Guaranteed Fixed-Confidence Best Arm Identification in Multi-Armed Bandits: Simple Sequential Elimination Algorithms

TL;DR

This paper introduces simple sequential elimination algorithms for fixed-confidence best arm identification in multi-armed bandits, demonstrating their optimality and efficiency through Bayesian analysis and numerical comparisons.

Contribution

It proposes and analyzes the vector at a time and a variant of the play the winner algorithms for Bayesian fixed-confidence BAI, showing their optimality and practical performance.

Findings

Algorithms guarantee optimal strategies under the prior.

Early elimination improves the classical vector at a time rule.
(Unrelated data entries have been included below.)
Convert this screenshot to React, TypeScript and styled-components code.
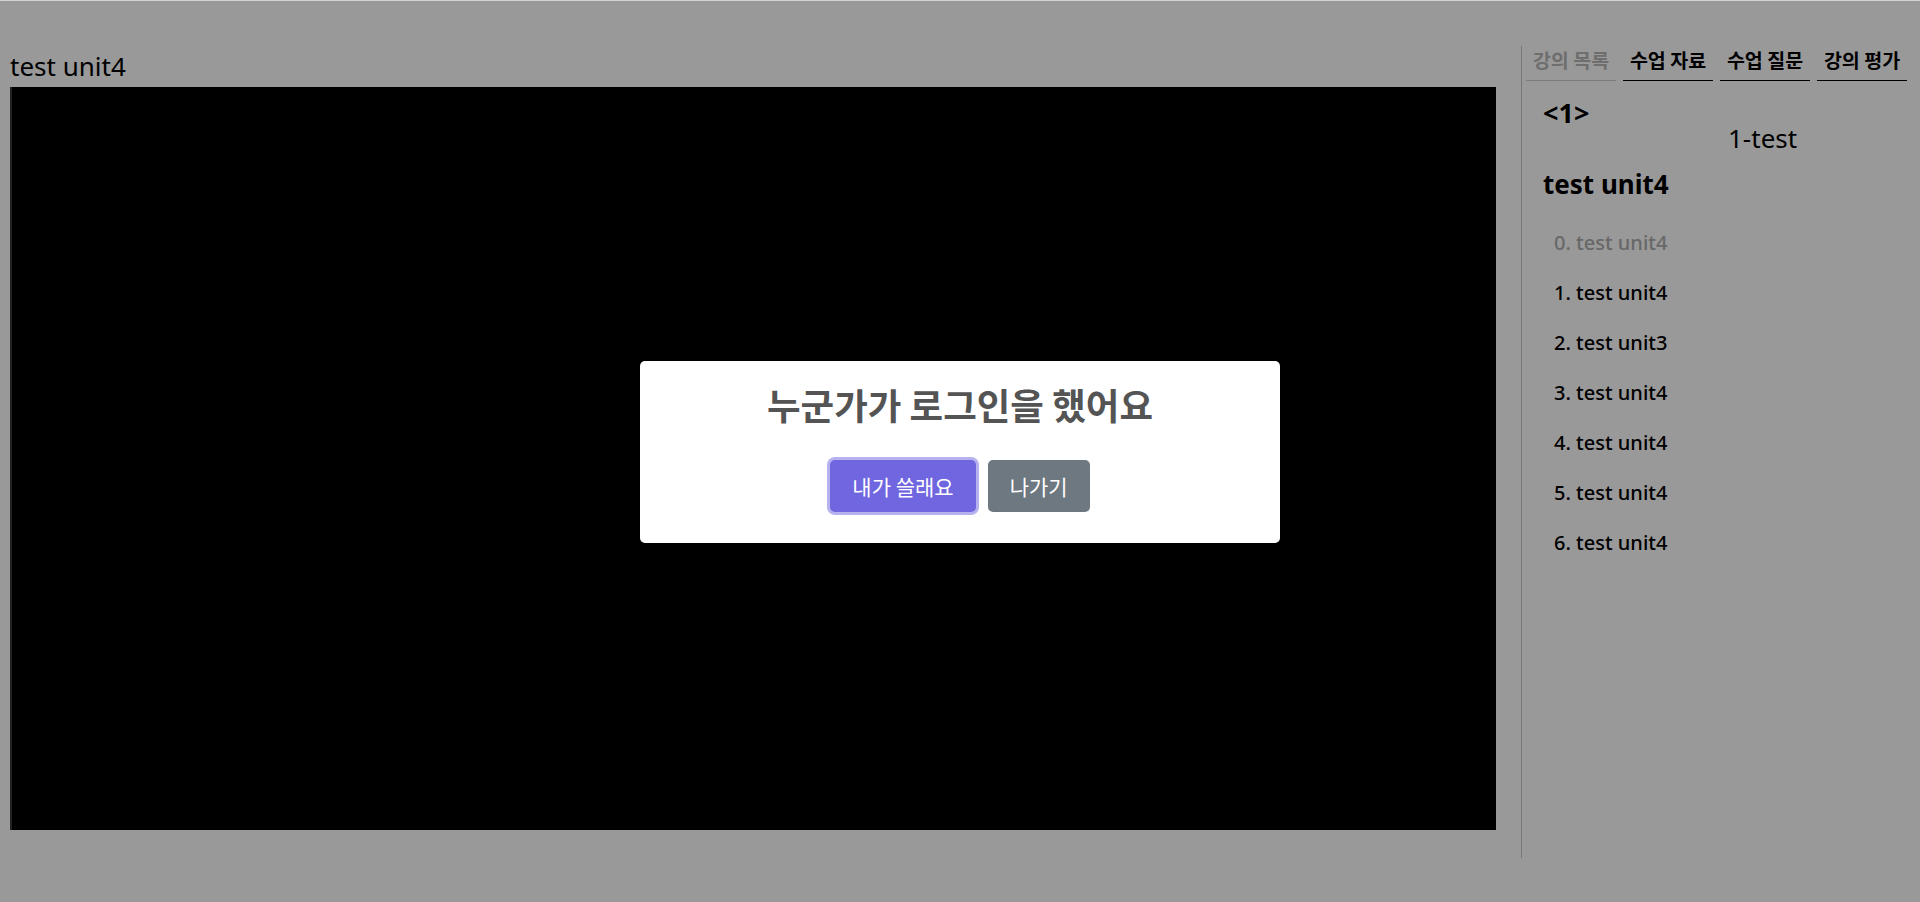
import React from "react";
import styled, { createGlobalStyle } from "styled-components";

const GlobalStyle = createGlobalStyle`
  html, body {
    margin: 0;
    padding: 0;
    background: #ffffff;
    overflow: hidden;
  }
  body {
    font-family: "Noto Sans", "Noto Sans CJK KR", sans-serif;
    color: #000;
  }
  * { box-sizing: border-box; }
`;

const Page = styled.div`
  display: flex;
  align-items: flex-start;
  width: 1920px;
  height: 902px;
`;

const Main = styled.section`
  width: 1486px;
  margin-left: 10px;
  padding-top: 48px;
  display: flex;
  flex-direction: column;
`;

const UnitTitle = styled.h2`
  margin: 0 0 3px;
  font-size: 26px;
  line-height: 36px;
  font-weight: 400;
`;

const VideoBox = styled.div`
  height: 743px;
  background: #000;
  border-left: 2px solid #3a3a3a;
`;

const Sidebar = styled.aside`
  margin-left: 25px;
  margin-top: 46px;
  height: 812px;
  width: 398px;
  border-left: 1px solid #c8c8c8;
  display: flex;
  flex-direction: column;
`;

const Tabs = styled.nav`
  display: flex;
  gap: 7px;
  padding-left: 4px;
`;

const Tab = styled.div<{ $active?: boolean }>`
  width: 90px;
  text-align: center;
  font-family: "Noto Sans CJK KR", sans-serif;
  font-weight: 700;
  font-size: 19.5px;
  line-height: 26px;
  padding: 1px 0 7px;
  color: ${(p) => (p.$active ? "#b8b8b8" : "#000")};
  border-bottom: 1px solid ${(p) => (p.$active ? "#cfcfcf" : "#000")};
  white-space: nowrap;
`;

const Content = styled.div`
  padding-left: 21px;
  display: flex;
  flex-direction: column;
`;

const ChapterRow = styled.div`
  margin-top: 14px;
  display: grid;
  grid-template-columns: 185px auto;
`;

const ChapterNo = styled.div`
  font-size: 27px;
  line-height: 36px;
  font-weight: 700;
`;

const ChapterName = styled.div`
  padding-top: 25px;
  font-size: 26px;
  line-height: 36px;
  font-weight: 400;
`;

const CurrentUnit = styled.div`
  margin-top: 10px;
  font-size: 26px;
  line-height: 36px;
  font-weight: 700;
`;

const UnitList = styled.ul`
  list-style: none;
  margin: 16px 0 0;
  padding: 0 0 0 11px;
`;

const UnitItem = styled.li<{ $current?: boolean }>`
  font-size: 20px;
  line-height: 50px;
  font-weight: 500;
  color: ${(p) => (p.$current ? "#adadad" : "#000")};
`;

const Backdrop = styled.div`
  position: fixed;
  inset: 0;
  background: rgba(0, 0, 0, 0.4);
  background-clip: padding-box;
  border-top: 1px solid #d2d2d2;
  display: flex;
  align-items: center;
  justify-content: center;
`;

const Popup = styled.div`
  width: 640px;
  background: #fff;
  border-radius: 5px;
  padding: 0 0 25px;
  display: flex;
  flex-direction: column;
  align-items: center;
  font-family: "Noto Sans CJK KR", sans-serif;
`;

const PopupTitle = styled.h2`
  margin: 0;
  padding: 18px 20px 0;
  font-size: 36.5px;
  line-height: 52px;
  font-weight: 700;
  color: #545454;
  text-align: center;
`;

const Actions = styled.div`
  display: flex;
  justify-content: center;
  margin-top: 23px;
`;

const Button = styled.button<{ $variant: "confirm" | "cancel" }>`
  margin: 6px;
  border: 0;
  border-radius: 5px;
  padding: 11px 22px;
  font-family: "Noto Sans CJK KR", sans-serif;
  font-size: 21px;
  line-height: 30px;
  color: #fff;
  background: ${(p) => (p.$variant === "confirm" ? "#7066e0" : "#6e7881")};
  box-shadow: ${(p) =>
    p.$variant === "confirm" ? "0 0 0 3px rgba(112, 102, 224, 0.5)" : "none"};
  cursor: pointer;
`;

const units = [
  "0. test unit4",
  "1. test unit4",
  "2. test unit3",
  "3. test unit4",
  "4. test unit4",
  "5. test unit4",
  "6. test unit4",
];

export default function App() {
  return (
    <>
      <GlobalStyle />
      <Page>
        <Main>
          <UnitTitle>test unit4</UnitTitle>
          <VideoBox />
        </Main>
        <Sidebar>
          <Tabs>
            <Tab $active>강의 목록</Tab>
            <Tab>수업 자료</Tab>
            <Tab>수업 질문</Tab>
            <Tab>강의 평가</Tab>
          </Tabs>
          <Content>
            <ChapterRow>
              <ChapterNo>&lt;1&gt;</ChapterNo>
              <ChapterName>1-test</ChapterName>
            </ChapterRow>
            <CurrentUnit>test unit4</CurrentUnit>
            <UnitList>
              {units.map((u, i) => (
                <UnitItem key={u + i} $current={i === 0}>
                  {u}
                </UnitItem>
              ))}
            </UnitList>
          </Content>
        </Sidebar>
      </Page>
      <Backdrop>
        <Popup>
          <PopupTitle>누군가가 로그인을 했어요</PopupTitle>
          <Actions>
            <Button $variant="confirm">내가 쓸래요</Button>
            <Button $variant="cancel">나가기</Button>
          </Actions>
        </Popup>
      </Backdrop>
    </>
  );
}
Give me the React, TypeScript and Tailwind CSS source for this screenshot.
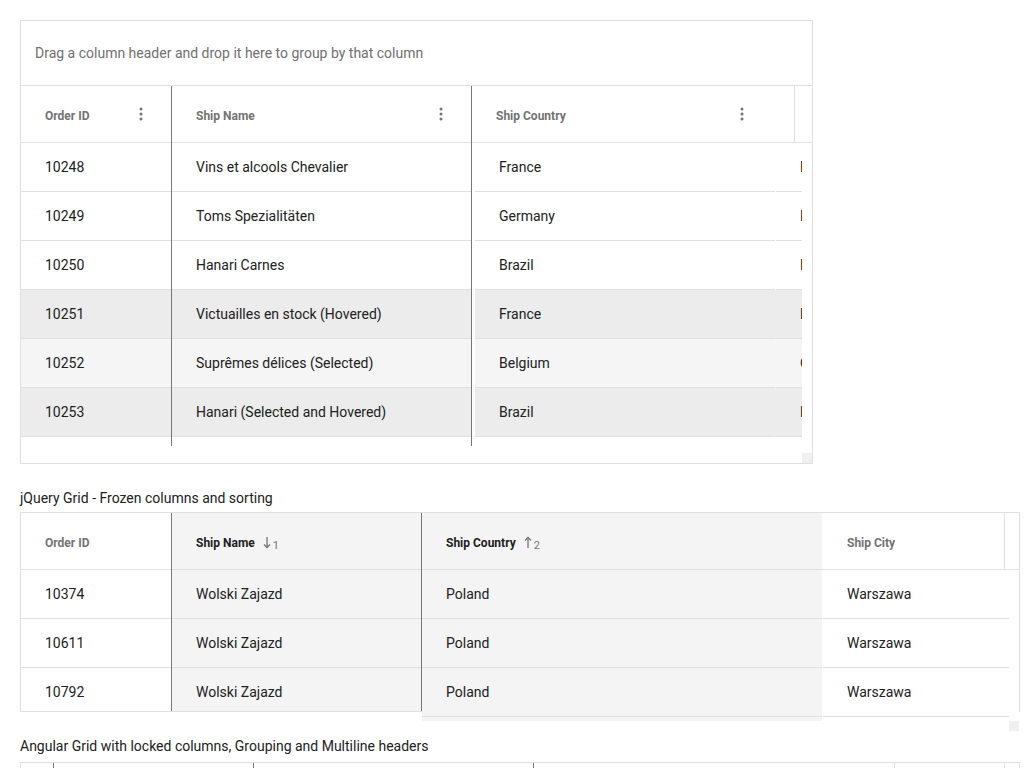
import React from 'react';

type Row = { id: string; name: string; country: string; city: string; bg: string };

const ROWS1: Row[] = [
  { id: '10248', name: 'Vins et alcools Chevalier', country: 'France', city: 'Reims', bg: '' },
  { id: '10249', name: 'Toms Spezialitäten', country: 'Germany', city: 'Münster', bg: '' },
  { id: '10250', name: 'Hanari Carnes', country: 'Brazil', city: 'Rio de Janeiro', bg: '' },
  { id: '10251', name: 'Victuailles en stock (Hovered)', country: 'France', city: 'Lyon', bg: 'bg-[#ececec]' },
  { id: '10252', name: 'Suprêmes délices (Selected)', country: 'Belgium', city: 'Charleroi', bg: 'bg-[#f5f5f5]' },
  { id: '10253', name: 'Hanari (Selected and Hovered)', country: 'Brazil', city: 'Rio de Janeiro', bg: 'bg-[#ececec]' },
];

const ROWS2 = [
  { id: '10374', name: 'Wolski Zajazd', country: 'Poland', city: 'Warszawa' },
  { id: '10611', name: 'Wolski Zajazd', country: 'Poland', city: 'Warszawa' },
  { id: '10792', name: 'Wolski Zajazd', country: 'Poland', city: 'Warszawa' },
];

function Kebab() {
  return (
    <svg width="20" height="20" viewBox="0 0 24 24" className="shrink-0">
      <circle cx="12" cy="6" r="1.8" fill="#757575" />
      <circle cx="12" cy="12" r="1.8" fill="#757575" />
      <circle cx="12" cy="18" r="1.8" fill="#757575" />
    </svg>
  );
}

function SortArrow({ up }: { up?: boolean }) {
  return (
    <svg width="10" height="13" viewBox="0 0 10 13" className="shrink-0">
      {up ? (
        <>
          <line x1="5" y1="1.5" x2="5" y2="12" stroke="#757575" strokeWidth="1.3" />
          <polyline points="2,4.5 5,1.5 8,4.5" fill="none" stroke="#757575" strokeWidth="1.3" />
        </>
      ) : (
        <>
          <line x1="5" y1="1" x2="5" y2="11.5" stroke="#757575" strokeWidth="1.3" />
          <polyline points="2,8.5 5,11.5 8,8.5" fill="none" stroke="#757575" strokeWidth="1.3" />
        </>
      )}
    </svg>
  );
}

const cellText = 'text-[14px] text-[#212121] whitespace-nowrap';
const headText = 'text-[12px] font-bold text-[#737373] whitespace-nowrap pt-[3px]';

function BodyCell({ children, bg = '', extra = '' }: { children: React.ReactNode; bg?: string; extra?: string }) {
  return (
    <div className={`h-[49px] shrink-0 border-b border-[#e0e0e0] flex items-center pl-[24px] overflow-hidden ${cellText} ${bg} ${extra}`}>
      {children}
    </div>
  );
}

function Grid1() {
  return (
    <div className="w-[793px] h-[444px] border border-[#e0e0e0] flex flex-col">
      <div className="h-[65px] shrink-0 border-b border-[#e0e0e0] flex items-center pl-[14px] text-[14px] text-[#707070]">
        Drag a column header and drop it here to group by that column
      </div>
      <div className="h-[360px] shrink-0 flex">
        {/* Order ID */}
        <div className="w-[151px] shrink-0 border-r border-[#777777] flex flex-col">
          <div className="h-[57px] shrink-0 border-b border-[#e0e0e0] flex items-center justify-between pl-[24px] pr-[20px]">
            <span className={headText}>Order ID</span>
            <Kebab />
          </div>
          {ROWS1.map((r) => (
            <BodyCell key={r.id} bg={r.bg}>{r.id}</BodyCell>
          ))}
        </div>
        {/* Ship Name */}
        <div className="w-[300px] shrink-0 border-r border-[#777777] flex flex-col">
          <div className="h-[57px] shrink-0 border-b border-[#e0e0e0] flex items-center justify-between pl-[24px] pr-[20px]">
            <span className={headText}>Ship Name</span>
            <Kebab />
          </div>
          {ROWS1.map((r) => (
            <BodyCell key={r.id} bg={r.bg}>{r.name}</BodyCell>
          ))}
        </div>
        {/* Scrollable area */}
        <div className="w-[340px] shrink-0 flex flex-col">
          <div className="h-[57px] shrink-0 border-b border-[#e0e0e0] flex">
            <div className="w-[323px] shrink-0 border-r border-[#e0e0e0] flex items-center justify-between pl-[24px] pr-[42px]">
              <span className={headText}>Ship Country</span>
              <Kebab />
            </div>
            <div className="flex-1" />
          </div>
          <div className="flex h-[303px]">
            <div className="w-[330px] shrink-0 overflow-hidden pl-[3px] flex flex-col">
              {ROWS1.map((r) => (
                <div key={r.id} className={`flex gap-px shrink-0 ${r.bg}`}>
                  <BodyCell extra="w-[300px]">{r.country}</BodyCell>
                  <BodyCell extra="w-[200px]">{r.city}</BodyCell>
                </div>
              ))}
            </div>
            <div className="w-[10px] shrink-0" />
          </div>
        </div>
      </div>
      <div className="flex-1 flex justify-end items-end">
        <div className="w-[10px] h-[10px] bg-[#f0f0f0]" />
      </div>
    </div>
  );
}

function Grid2() {
  return (
    <div className="w-[1000px] h-[200px] border-t border-x border-[#e0e0e0] flex items-start">
      {/* frozen */}
      <div className="h-[199px] shrink-0 flex overflow-hidden border-b border-[#e0e0e0]">
        <div className="w-[151px] shrink-0 border-r border-[#777777] flex flex-col">
          <div className="h-[57px] shrink-0 border-b border-[#e0e0e0] flex items-center pl-[24px]">
            <span className={headText}>Order ID</span>
          </div>
          {ROWS2.map((r) => (
            <BodyCell key={r.id}>{r.id}</BodyCell>
          ))}
        </div>
        <div className="w-[250px] shrink-0 border-r border-[#777777] flex flex-col bg-[#f4f4f4]">
          <div className="h-[57px] shrink-0 border-b border-[#e0e0e0] flex items-center pl-[24px] pt-[3px] gap-[7px]">
            <span className="text-[12px] font-bold text-[#212121] whitespace-nowrap">Ship Name</span>
            <span className="flex items-end">
              <SortArrow />
              <span className="text-[11px] text-[#757575] leading-none ml-[1px] translate-y-[2px]">1</span>
            </span>
          </div>
          {ROWS2.map((r) => (
            <BodyCell key={r.id}>{r.name}</BodyCell>
          ))}
        </div>
      </div>
      {/* scrolling */}
      <div className="w-[597px] h-[218px] shrink-0 flex flex-col">
        <div className="h-[57px] shrink-0 border-b border-[#e0e0e0] flex">
          <div className="w-[400px] shrink-0 bg-[#f4f4f4] flex items-center pl-[24px] pt-[3px] gap-[7px]">
            <span className="text-[12px] font-bold text-[#212121] whitespace-nowrap">Ship Country</span>
            <span className="flex items-end">
              <SortArrow up />
              <span className="text-[11px] text-[#757575] leading-none ml-[1px] translate-y-[2px]">2</span>
            </span>
          </div>
          <div className="w-[183px] shrink-0 border-r border-[#e0e0e0] flex items-center pl-[25px]">
            <span className={headText}>Ship City</span>
          </div>
          <div className="flex-1" />
        </div>
        <div className="flex h-[161px]">
          <div className="w-[587px] h-[151px] shrink-0 overflow-hidden flex">
            <div className="w-[400px] h-full shrink-0 bg-[#f4f4f4] flex flex-col">
              {ROWS2.map((r) => (
                <BodyCell key={r.id}>{r.country}</BodyCell>
              ))}
            </div>
            <div className="w-[187px] h-full shrink-0 pl-px flex flex-col">
              {ROWS2.map((r) => (
                <BodyCell key={r.id}>{r.city}</BodyCell>
              ))}
            </div>
          </div>
          <div className="w-[10px] h-full shrink-0 flex items-end">
            <div className="w-[10px] h-[10px] bg-[#f0f0f0]" />
          </div>
        </div>
      </div>
    </div>
  );
}

function Grid3() {
  return (
    <div className="w-[1000px] h-[40px] border-t border-x border-[#e0e0e0] flex">
      <div className="w-[33px] shrink-0 border-r border-[#777777]" />
      <div className="w-[200px] shrink-0 border-r border-[#777777]" />
      <div className="w-[280px] shrink-0 border-r border-[#777777]" />
      <div className="w-[361px] shrink-0 border-r border-[#e0e0e0]" />
      <div className="w-[110px] shrink-0 border-r border-[#e0e0e0]" />
      <div className="flex-1" />
    </div>
  );
}

export default function App() {
  return (
    <div className="min-h-screen bg-white pt-[20px] pl-[20px] font-[family-name:Roboto,sans-serif]">
      <Grid1 />
      <div className="mt-[24px] h-[20px] leading-[20px] text-[14px] text-[#212121]">jQuery Grid - Frozen columns and sorting</div>
      <div className="mt-[4px]">
        <Grid2 />
      </div>
      <div className="mt-[24px] h-[20px] leading-[20px] text-[14px] text-[#212121]">Angular Grid with locked columns, Grouping and Multiline headers</div>
      <div className="mt-[6px]">
        <Grid3 />
      </div>
    </div>
  );
}
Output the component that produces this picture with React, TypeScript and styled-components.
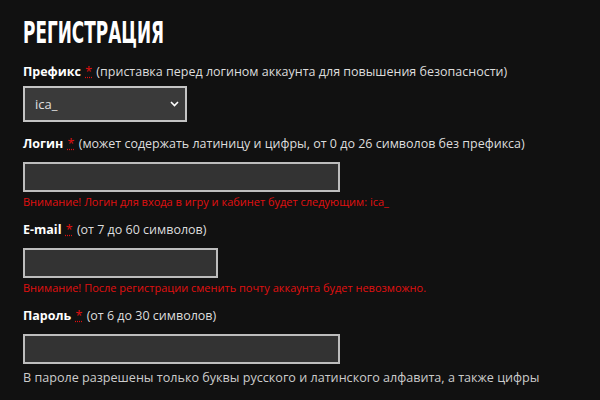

Numerical results favor the proposed algorithms over existing methods.

Abstract

We consider the problem of finding, through adaptive sampling, which of $n$ options (arms) has the largest mean. Our objective is to determine a rule which identifies the best arm with a fixed minimum confidence using as few observations as possible, i.e. this is a fixed-confidence (FC) best arm identification (BAI) in multi-armed bandits. We study such problems under the Bayesian setting with both Bernoulli and Gaussian arms. We propose to use the classical "vector at a time" (VT) rule, which samples each remaining arm once in each round. We show how VT can be implemented and analyzed in our Bayesian setting and be improved by early elimination. Our analysis show that these algorithms guarantee an optimal strategy under the prior. We also propose and analyze a variant of the classical "play the winner" (PW) algorithm. Numerical results show that these rules compare favorably with state-of-art algorithms.